Copy the listing verbatim, excluding any images found in it.

|---|

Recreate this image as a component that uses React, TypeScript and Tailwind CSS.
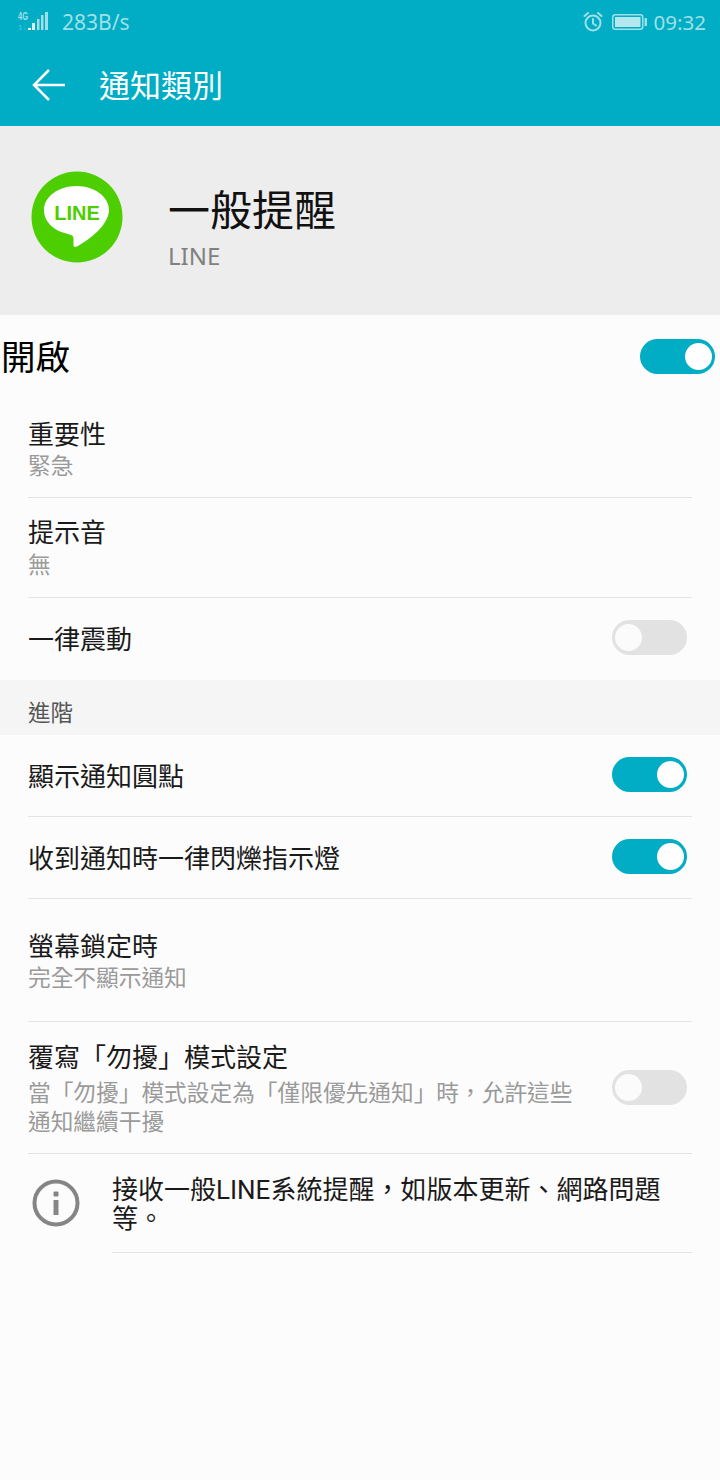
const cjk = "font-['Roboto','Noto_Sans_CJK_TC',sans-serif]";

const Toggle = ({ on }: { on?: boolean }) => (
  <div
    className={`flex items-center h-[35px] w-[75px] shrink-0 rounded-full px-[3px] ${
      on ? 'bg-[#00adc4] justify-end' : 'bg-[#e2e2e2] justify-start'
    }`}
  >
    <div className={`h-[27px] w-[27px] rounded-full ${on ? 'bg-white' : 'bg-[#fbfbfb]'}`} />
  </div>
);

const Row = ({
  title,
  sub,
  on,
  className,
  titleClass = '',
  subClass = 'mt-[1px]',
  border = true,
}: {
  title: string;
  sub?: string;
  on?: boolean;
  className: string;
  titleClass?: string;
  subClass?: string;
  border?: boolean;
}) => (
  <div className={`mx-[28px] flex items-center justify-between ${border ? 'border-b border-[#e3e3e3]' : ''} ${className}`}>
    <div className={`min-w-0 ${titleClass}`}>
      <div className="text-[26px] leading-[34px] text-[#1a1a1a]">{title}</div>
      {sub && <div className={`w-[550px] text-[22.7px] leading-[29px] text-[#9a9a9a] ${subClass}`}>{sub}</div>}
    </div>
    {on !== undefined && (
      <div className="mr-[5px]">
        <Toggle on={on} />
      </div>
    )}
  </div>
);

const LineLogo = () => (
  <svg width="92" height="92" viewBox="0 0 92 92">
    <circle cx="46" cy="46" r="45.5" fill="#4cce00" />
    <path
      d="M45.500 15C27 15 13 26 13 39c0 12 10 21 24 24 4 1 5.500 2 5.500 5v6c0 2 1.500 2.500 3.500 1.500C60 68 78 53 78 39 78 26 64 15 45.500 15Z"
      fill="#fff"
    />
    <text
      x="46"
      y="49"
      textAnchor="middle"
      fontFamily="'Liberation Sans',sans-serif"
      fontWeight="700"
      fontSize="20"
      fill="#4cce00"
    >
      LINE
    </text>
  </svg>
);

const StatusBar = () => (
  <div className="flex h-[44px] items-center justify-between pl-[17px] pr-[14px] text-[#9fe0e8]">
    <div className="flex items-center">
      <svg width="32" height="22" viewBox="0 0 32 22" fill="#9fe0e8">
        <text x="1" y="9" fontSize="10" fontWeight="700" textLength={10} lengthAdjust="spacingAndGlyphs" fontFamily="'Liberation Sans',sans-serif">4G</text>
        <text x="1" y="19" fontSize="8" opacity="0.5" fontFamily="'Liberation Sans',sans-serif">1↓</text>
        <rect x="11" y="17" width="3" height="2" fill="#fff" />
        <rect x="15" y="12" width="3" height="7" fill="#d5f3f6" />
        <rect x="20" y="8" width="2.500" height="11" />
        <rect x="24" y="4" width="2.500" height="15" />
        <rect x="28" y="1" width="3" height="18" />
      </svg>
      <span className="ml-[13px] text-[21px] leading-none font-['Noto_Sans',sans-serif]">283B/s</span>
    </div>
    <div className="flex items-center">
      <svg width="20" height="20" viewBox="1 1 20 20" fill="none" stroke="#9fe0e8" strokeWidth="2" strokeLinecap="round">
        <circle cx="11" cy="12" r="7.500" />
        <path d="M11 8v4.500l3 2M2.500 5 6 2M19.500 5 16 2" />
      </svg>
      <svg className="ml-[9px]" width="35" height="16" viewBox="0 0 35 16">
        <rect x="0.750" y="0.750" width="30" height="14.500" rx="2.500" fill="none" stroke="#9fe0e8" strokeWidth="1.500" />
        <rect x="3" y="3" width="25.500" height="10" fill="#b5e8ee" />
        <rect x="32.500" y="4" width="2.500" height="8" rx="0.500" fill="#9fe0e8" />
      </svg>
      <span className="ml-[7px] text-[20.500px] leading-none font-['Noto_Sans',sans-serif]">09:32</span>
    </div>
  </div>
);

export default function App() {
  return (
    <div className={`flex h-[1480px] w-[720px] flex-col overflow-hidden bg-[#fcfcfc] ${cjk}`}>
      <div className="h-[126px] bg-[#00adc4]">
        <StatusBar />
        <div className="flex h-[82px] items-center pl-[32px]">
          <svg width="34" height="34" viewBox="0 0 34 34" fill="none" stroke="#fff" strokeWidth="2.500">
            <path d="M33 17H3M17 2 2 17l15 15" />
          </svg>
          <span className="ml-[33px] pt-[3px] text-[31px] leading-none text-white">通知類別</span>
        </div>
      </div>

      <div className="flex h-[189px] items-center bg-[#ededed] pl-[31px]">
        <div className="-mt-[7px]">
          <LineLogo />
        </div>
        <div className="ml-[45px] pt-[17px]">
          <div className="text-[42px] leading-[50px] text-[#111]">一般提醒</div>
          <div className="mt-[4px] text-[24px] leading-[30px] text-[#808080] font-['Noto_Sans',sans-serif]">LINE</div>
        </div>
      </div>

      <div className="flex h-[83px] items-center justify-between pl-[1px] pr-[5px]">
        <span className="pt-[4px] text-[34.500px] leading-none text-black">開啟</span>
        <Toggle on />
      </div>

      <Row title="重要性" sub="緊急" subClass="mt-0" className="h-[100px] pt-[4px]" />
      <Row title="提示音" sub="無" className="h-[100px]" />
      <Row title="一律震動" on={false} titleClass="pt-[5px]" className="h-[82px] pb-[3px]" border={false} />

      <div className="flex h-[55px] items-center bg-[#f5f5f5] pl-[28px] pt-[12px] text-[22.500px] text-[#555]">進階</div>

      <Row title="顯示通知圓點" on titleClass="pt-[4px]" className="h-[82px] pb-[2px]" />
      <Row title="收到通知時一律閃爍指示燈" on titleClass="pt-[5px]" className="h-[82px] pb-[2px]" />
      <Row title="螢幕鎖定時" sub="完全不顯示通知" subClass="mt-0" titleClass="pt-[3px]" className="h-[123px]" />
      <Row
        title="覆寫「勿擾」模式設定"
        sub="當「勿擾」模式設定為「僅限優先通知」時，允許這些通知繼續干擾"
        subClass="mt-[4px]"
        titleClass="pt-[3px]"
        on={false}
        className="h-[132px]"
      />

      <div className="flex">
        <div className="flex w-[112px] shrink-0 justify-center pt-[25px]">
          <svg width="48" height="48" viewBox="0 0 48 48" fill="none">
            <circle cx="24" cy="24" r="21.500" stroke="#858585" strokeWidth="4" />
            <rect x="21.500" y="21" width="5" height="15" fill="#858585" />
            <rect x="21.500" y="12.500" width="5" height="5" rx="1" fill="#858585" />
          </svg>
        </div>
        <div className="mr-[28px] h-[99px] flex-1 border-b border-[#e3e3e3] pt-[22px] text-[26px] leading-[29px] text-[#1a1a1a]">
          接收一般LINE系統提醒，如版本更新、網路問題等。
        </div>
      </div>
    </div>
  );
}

|---|

» THE OUTPUT:
Recreate this image as a component that uses React, TypeScript and Tailwind CSS.
const cjk = "font-['Roboto','Noto_Sans_CJK_TC',sans-serif]";

const Toggle = ({ on }: { on?: boolean }) => (
  <div
    className={`flex items-center h-[35px] w-[75px] shrink-0 rounded-full px-[3px] ${
      on ? 'bg-[#00adc4] justify-end' : 'bg-[#e2e2e2] justify-start'
    }`}
  >
    <div className={`h-[27px] w-[27px] rounded-full ${on ? 'bg-white' : 'bg-[#fbfbfb]'}`} />
  </div>
);

const Row = ({
  title,
  sub,
  on,
  className,
  titleClass = '',
  subClass = 'mt-[1px]',
  border = true,
}: {
  title: string;
  sub?: string;
  on?: boolean;
  className: string;
  titleClass?: string;
  subClass?: string;
  border?: boolean;
}) => (
  <div className={`mx-[28px] flex items-center justify-between ${border ? 'border-b border-[#e3e3e3]' : ''} ${className}`}>
    <div className={`min-w-0 ${titleClass}`}>
      <div className="text-[26px] leading-[34px] text-[#1a1a1a]">{title}</div>
      {sub && <div className={`w-[550px] text-[22.7px] leading-[29px] text-[#9a9a9a] ${subClass}`}>{sub}</div>}
    </div>
    {on !== undefined && (
      <div className="mr-[5px]">
        <Toggle on={on} />
      </div>
    )}
  </div>
);

const LineLogo = () => (
  <svg width="92" height="92" viewBox="0 0 92 92">
    <circle cx="46" cy="46" r="45.5" fill="#4cce00" />
    <path
      d="M45.500 15C27 15 13 26 13 39c0 12 10 21 24 24 4 1 5.500 2 5.500 5v6c0 2 1.500 2.500 3.500 1.500C60 68 78 53 78 39 78 26 64 15 45.500 15Z"
      fill="#fff"
    />
    <text
      x="46"
      y="49"
      textAnchor="middle"
      fontFamily="'Liberation Sans',sans-serif"
      fontWeight="700"
      fontSize="20"
      fill="#4cce00"
    >
      LINE
    </text>
  </svg>
);

const StatusBar = () => (
  <div className="flex h-[44px] items-center justify-between pl-[17px] pr-[14px] text-[#9fe0e8]">
    <div className="flex items-center">
      <svg width="32" height="22" viewBox="0 0 32 22" fill="#9fe0e8">
        <text x="1" y="9" fontSize="10" fontWeight="700" textLength={10} lengthAdjust="spacingAndGlyphs" fontFamily="'Liberation Sans',sans-serif">4G</text>
        <text x="1" y="19" fontSize="8" opacity="0.5" fontFamily="'Liberation Sans',sans-serif">1↓</text>
        <rect x="11" y="17" width="3" height="2" fill="#fff" />
        <rect x="15" y="12" width="3" height="7" fill="#d5f3f6" />
        <rect x="20" y="8" width="2.500" height="11" />
        <rect x="24" y="4" width="2.500" height="15" />
        <rect x="28" y="1" width="3" height="18" />
      </svg>
      <span className="ml-[13px] text-[21px] leading-none font-['Noto_Sans',sans-serif]">283B/s</span>
    </div>
    <div className="flex items-center">
      <svg width="20" height="20" viewBox="1 1 20 20" fill="none" stroke="#9fe0e8" strokeWidth="2" strokeLinecap="round">
        <circle cx="11" cy="12" r="7.500" />
        <path d="M11 8v4.500l3 2M2.500 5 6 2M19.500 5 16 2" />
      </svg>
      <svg className="ml-[9px]" width="35" height="16" viewBox="0 0 35 16">
        <rect x="0.750" y="0.750" width="30" height="14.500" rx="2.500" fill="none" stroke="#9fe0e8" strokeWidth="1.500" />
        <rect x="3" y="3" width="25.500" height="10" fill="#b5e8ee" />
        <rect x="32.500" y="4" width="2.500" height="8" rx="0.500" fill="#9fe0e8" />
      </svg>
      <span className="ml-[7px] text-[20.500px] leading-none font-['Noto_Sans',sans-serif]">09:32</span>
    </div>
  </div>
);

export default function App() {
  return (
    <div className={`flex h-[1480px] w-[720px] flex-col overflow-hidden bg-[#fcfcfc] ${cjk}`}>
      <div className="h-[126px] bg-[#00adc4]">
        <StatusBar />
        <div className="flex h-[82px] items-center pl-[32px]">
          <svg width="34" height="34" viewBox="0 0 34 34" fill="none" stroke="#fff" strokeWidth="2.500">
            <path d="M33 17H3M17 2 2 17l15 15" />
          </svg>
          <span className="ml-[33px] pt-[3px] text-[31px] leading-none text-white">通知類別</span>
        </div>
      </div>

      <div className="flex h-[189px] items-center bg-[#ededed] pl-[31px]">
        <div className="-mt-[7px]">
          <LineLogo />
        </div>
        <div className="ml-[45px] pt-[17px]">
          <div className="text-[42px] leading-[50px] text-[#111]">一般提醒</div>
          <div className="mt-[4px] text-[24px] leading-[30px] text-[#808080] font-['Noto_Sans',sans-serif]">LINE</div>
        </div>
      </div>

      <div className="flex h-[83px] items-center justify-between pl-[1px] pr-[5px]">
        <span className="pt-[4px] text-[34.500px] leading-none text-black">開啟</span>
        <Toggle on />
      </div>

      <Row title="重要性" sub="緊急" subClass="mt-0" className="h-[100px] pt-[4px]" />
      <Row title="提示音" sub="無" className="h-[100px]" />
      <Row title="一律震動" on={false} titleClass="pt-[5px]" className="h-[82px] pb-[3px]" border={false} />

      <div className="flex h-[55px] items-center bg-[#f5f5f5] pl-[28px] pt-[12px] text-[22.500px] text-[#555]">進階</div>

      <Row title="顯示通知圓點" on titleClass="pt-[4px]" className="h-[82px] pb-[2px]" />
      <Row title="收到通知時一律閃爍指示燈" on titleClass="pt-[5px]" className="h-[82px] pb-[2px]" />
      <Row title="螢幕鎖定時" sub="完全不顯示通知" subClass="mt-0" titleClass="pt-[3px]" className="h-[123px]" />
      <Row
        title="覆寫「勿擾」模式設定"
        sub="當「勿擾」模式設定為「僅限優先通知」時，允許這些通知繼續干擾"
        subClass="mt-[4px]"
        titleClass="pt-[3px]"
        on={false}
        className="h-[132px]"
      />

      <div className="flex">
        <div className="flex w-[112px] shrink-0 justify-center pt-[25px]">
          <svg width="48" height="48" viewBox="0 0 48 48" fill="none">
            <circle cx="24" cy="24" r="21.500" stroke="#858585" strokeWidth="4" />
            <rect x="21.500" y="21" width="5" height="15" fill="#858585" />
            <rect x="21.500" y="12.500" width="5" height="5" rx="1" fill="#858585" />
          </svg>
        </div>
        <div className="mr-[28px] h-[99px] flex-1 border-b border-[#e3e3e3] pt-[22px] text-[26px] leading-[29px] text-[#1a1a1a]">
          接收一般LINE系統提醒，如版本更新、網路問題等。
        </div>
      </div>
    </div>
  );
}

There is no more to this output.